** BEGIN Material **
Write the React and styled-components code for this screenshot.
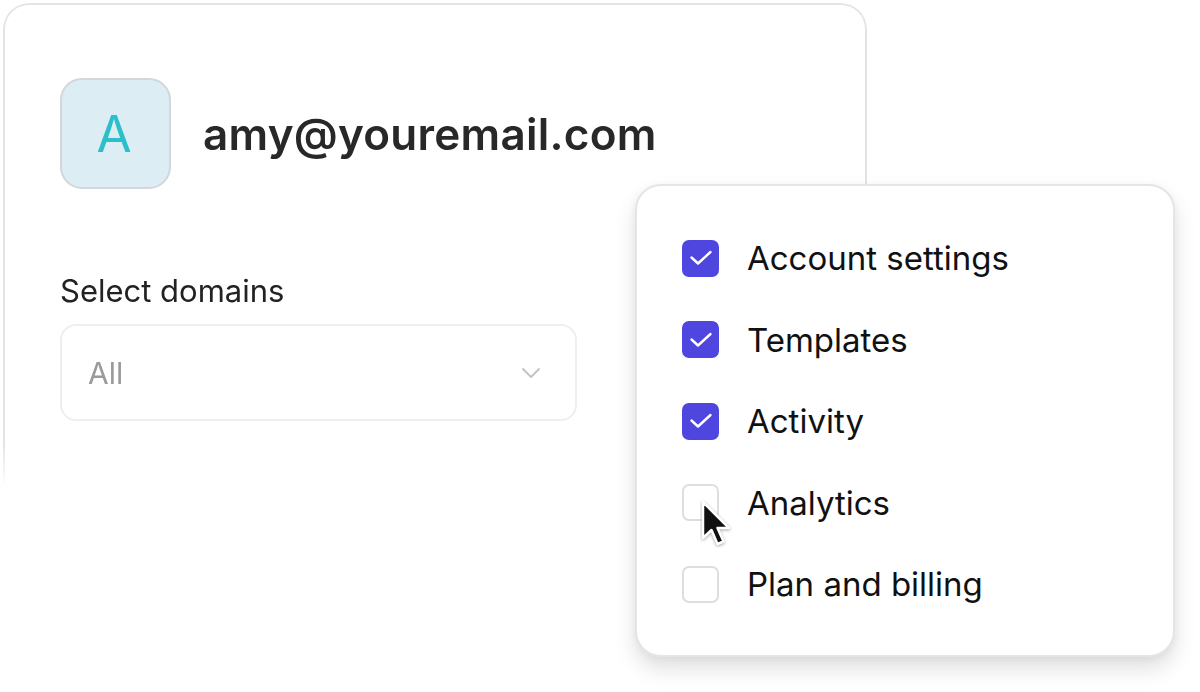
import React from 'react';
import styled, { createGlobalStyle } from 'styled-components';

const GlobalStyle = createGlobalStyle`
  html, body {
    margin: 0;
    padding: 0;
    background: #ffffff;
    font-family: Inter, "Noto Sans", "Liberation Sans", sans-serif;
  }
`;

const Page = styled.div`
  position: relative;
  width: 1200px;
  height: 692px;
  overflow: hidden;
  padding: 3px;
  box-sizing: border-box;
`;

const Card = styled.div`
  width: 864px;
  height: 500px;
  box-sizing: border-box;
  border: 2px solid #e4e4e4;
  border-bottom: none;
  border-radius: 26px 26px 0 0;
  padding: 73px 55px 0;
  -webkit-mask-image: linear-gradient(to bottom, #000 88%, transparent 97%);
  mask-image: linear-gradient(to bottom, #000 88%, transparent 97%);
`;

const UserRow = styled.div`
  display: flex;
  align-items: center;
  gap: 32px;
`;

const Avatar = styled.div`
  width: 111px;
  height: 111px;
  box-sizing: border-box;
  border: 2px solid #d3d6da;
  border-radius: 22px;
  background: #dcedf3;
  color: #2cbfcb;
  font-size: 51px;
  font-weight: 400;
  display: flex;
  align-items: center;
  justify-content: center;
  padding-right: 3px;
`;

const Email = styled.div`
  font-size: 44px;
  font-weight: 600;
  color: #282828;
  letter-spacing: 0.25px;
`;

const Label = styled.div`
  margin-top: 83px;
  font-size: 31px;
  color: #222222;
`;

const Select = styled.div`
  margin-top: 15px;
  width: 517px;
  height: 97px;
  box-sizing: border-box;
  border: 2px solid #eeeeee;
  border-radius: 16px;
  padding: 0 34px 0 26px;
  display: flex;
  align-items: center;
  justify-content: space-between;
  font-size: 30px;
  color: #9a9a9a;
`;

const Menu = styled.div`
  position: absolute;
  left: 635px;
  top: 184px;
  width: 540px;
  height: 473px;
  box-sizing: border-box;
  background: #ffffff;
  border: 2px solid #e5e5e5;
  border-radius: 26px;
  box-shadow: 0 12px 22px rgba(0, 0, 0, 0.12), 0 2px 8px rgba(0, 0, 0, 0.05);
  padding: 54px 0 0 45px;
  display: flex;
  flex-direction: column;
  gap: 45.5px;
`;

const Option = styled.div`
  position: relative;
  display: flex;
  align-items: center;
  gap: 28px;
  height: 36px;
  font-size: 33px;
  color: #111111;
`;

const Box = styled.div`
  width: 37px;
  height: 37px;
  box-sizing: border-box;
  border-radius: 7px;
  flex-shrink: 0;
  display: flex;
  align-items: center;
  justify-content: center;
  background: ${({ checked }) => (checked ? '#4e46df' : '#ffffff')};
  border: 2px solid ${({ checked }) => (checked ? '#4e46df' : '#dedede')};
`;

const Cursor = styled.svg`
  position: absolute;
  left: 18px;
  top: 15px;
`;

const Check = () => (
  <svg width="24" height="16" viewBox="0 0 24 16" fill="none">
    <path d="M2.5 7.5 L9 13.5 L21.5 2" stroke="#fff" strokeWidth="2.4" strokeLinecap="round" strokeLinejoin="round" />
  </svg>
);

const Chevron = () => (
  <svg width="20" height="12" viewBox="0 0 20 12" fill="none">
    <path d="M2 2 L10 10 L18 2" stroke="#c4c4c4" strokeWidth="2" strokeLinecap="round" strokeLinejoin="round" />
  </svg>
);

const options = [
  { label: 'Account settings', checked: true },
  { label: 'Templates', checked: true },
  { label: 'Activity', checked: true },
  { label: 'Analytics', checked: false, hover: true },
  { label: 'Plan and billing', checked: false },
];

export default function App() {
  return (
    <>
      <GlobalStyle />
      <Page>
        <Card>
          <UserRow>
            <Avatar>A</Avatar>
            <Email>amy@youremail.com</Email>
          </UserRow>
          <Label>Select domains</Label>
          <Select>
            <span>All</span>
            <Chevron />
          </Select>
        </Card>
        <Menu>
          {options.map((o) => (
            <Option key={o.label}>
              <Box checked={o.checked}>{o.checked && <Check />}</Box>
              {o.label}
              {o.hover && (
                <Cursor width="34" height="48" viewBox="0 0 34 48">
                  <path
                    d="M3 2 L3 38 L11.5 30 L17.5 44 L23.5 41.5 L17.5 28 L29 28 Z"
                    fill="#111"
                    stroke="#fff"
                    strokeWidth="2.5"
                    strokeLinejoin="round"
                    style={{ filter: 'drop-shadow(0 1px 1.5px rgba(0,0,0,0.35))' }}
                  />
                </Cursor>
              )}
            </Option>
          ))}
        </Menu>
      </Page>
    </>
  );
}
** END Material **
▶ _Stated exercise_:
Skip the images and write out the rest of the listing exactly.

▶ _Answer in full_:
Write the React and styled-components code for this screenshot.
import React from 'react';
import styled, { createGlobalStyle } from 'styled-components';

const GlobalStyle = createGlobalStyle`
  html, body {
    margin: 0;
    padding: 0;
    background: #ffffff;
    font-family: Inter, "Noto Sans", "Liberation Sans", sans-serif;
  }
`;

const Page = styled.div`
  position: relative;
  width: 1200px;
  height: 692px;
  overflow: hidden;
  padding: 3px;
  box-sizing: border-box;
`;

const Card = styled.div`
  width: 864px;
  height: 500px;
  box-sizing: border-box;
  border: 2px solid #e4e4e4;
  border-bottom: none;
  border-radius: 26px 26px 0 0;
  padding: 73px 55px 0;
  -webkit-mask-image: linear-gradient(to bottom, #000 88%, transparent 97%);
  mask-image: linear-gradient(to bottom, #000 88%, transparent 97%);
`;

const UserRow = styled.div`
  display: flex;
  align-items: center;
  gap: 32px;
`;

const Avatar = styled.div`
  width: 111px;
  height: 111px;
  box-sizing: border-box;
  border: 2px solid #d3d6da;
  border-radius: 22px;
  background: #dcedf3;
  color: #2cbfcb;
  font-size: 51px;
  font-weight: 400;
  display: flex;
  align-items: center;
  justify-content: center;
  padding-right: 3px;
`;

const Email = styled.div`
  font-size: 44px;
  font-weight: 600;
  color: #282828;
  letter-spacing: 0.25px;
`;

const Label = styled.div`
  margin-top: 83px;
  font-size: 31px;
  color: #222222;
`;

const Select = styled.div`
  margin-top: 15px;
  width: 517px;
  height: 97px;
  box-sizing: border-box;
  border: 2px solid #eeeeee;
  border-radius: 16px;
  padding: 0 34px 0 26px;
  display: flex;
  align-items: center;
  justify-content: space-between;
  font-size: 30px;
  color: #9a9a9a;
`;

const Menu = styled.div`
  position: absolute;
  left: 635px;
  top: 184px;
  width: 540px;
  height: 473px;
  box-sizing: border-box;
  background: #ffffff;
  border: 2px solid #e5e5e5;
  border-radius: 26px;
  box-shadow: 0 12px 22px rgba(0, 0, 0, 0.12), 0 2px 8px rgba(0, 0, 0, 0.05);
  padding: 54px 0 0 45px;
  display: flex;
  flex-direction: column;
  gap: 45.5px;
`;

const Option = styled.div`
  position: relative;
  display: flex;
  align-items: center;
  gap: 28px;
  height: 36px;
  font-size: 33px;
  color: #111111;
`;

const Box = styled.div`
  width: 37px;
  height: 37px;
  box-sizing: border-box;
  border-radius: 7px;
  flex-shrink: 0;
  display: flex;
  align-items: center;
  justify-content: center;
  background: ${({ checked }) => (checked ? '#4e46df' : '#ffffff')};
  border: 2px solid ${({ checked }) => (checked ? '#4e46df' : '#dedede')};
`;

const Cursor = styled.svg`
  position: absolute;
  left: 18px;
  top: 15px;
`;

const Check = () => (
  <svg width="24" height="16" viewBox="0 0 24 16" fill="none">
    <path d="M2.5 7.5 L9 13.5 L21.5 2" stroke="#fff" strokeWidth="2.4" strokeLinecap="round" strokeLinejoin="round" />
  </svg>
);

const Chevron = () => (
  <svg width="20" height="12" viewBox="0 0 20 12" fill="none">
    <path d="M2 2 L10 10 L18 2" stroke="#c4c4c4" strokeWidth="2" strokeLinecap="round" strokeLinejoin="round" />
  </svg>
);

const options = [
  { label: 'Account settings', checked: true },
  { label: 'Templates', checked: true },
  { label: 'Activity', checked: true },
  { label: 'Analytics', checked: false, hover: true },
  { label: 'Plan and billing', checked: false },
];

export default function App() {
  return (
    <>
      <GlobalStyle />
      <Page>
        <Card>
          <UserRow>
            <Avatar>A</Avatar>
            <Email>amy@youremail.com</Email>
          </UserRow>
          <Label>Select domains</Label>
          <Select>
            <span>All</span>
            <Chevron />
          </Select>
        </Card>
        <Menu>
          {options.map((o) => (
            <Option key={o.label}>
              <Box checked={o.checked}>{o.checked && <Check />}</Box>
              {o.label}
              {o.hover && (
                <Cursor width="34" height="48" viewBox="0 0 34 48">
                  <path
                    d="M3 2 L3 38 L11.5 30 L17.5 44 L23.5 41.5 L17.5 28 L29 28 Z"
                    fill="#111"
                    stroke="#fff"
                    strokeWidth="2.5"
                    strokeLinejoin="round"
                    style={{ filter: 'drop-shadow(0 1px 1.5px rgba(0,0,0,0.35))' }}
                  />
                </Cursor>
              )}
            </Option>
          ))}
        </Menu>
      </Page>
    </>
  );
}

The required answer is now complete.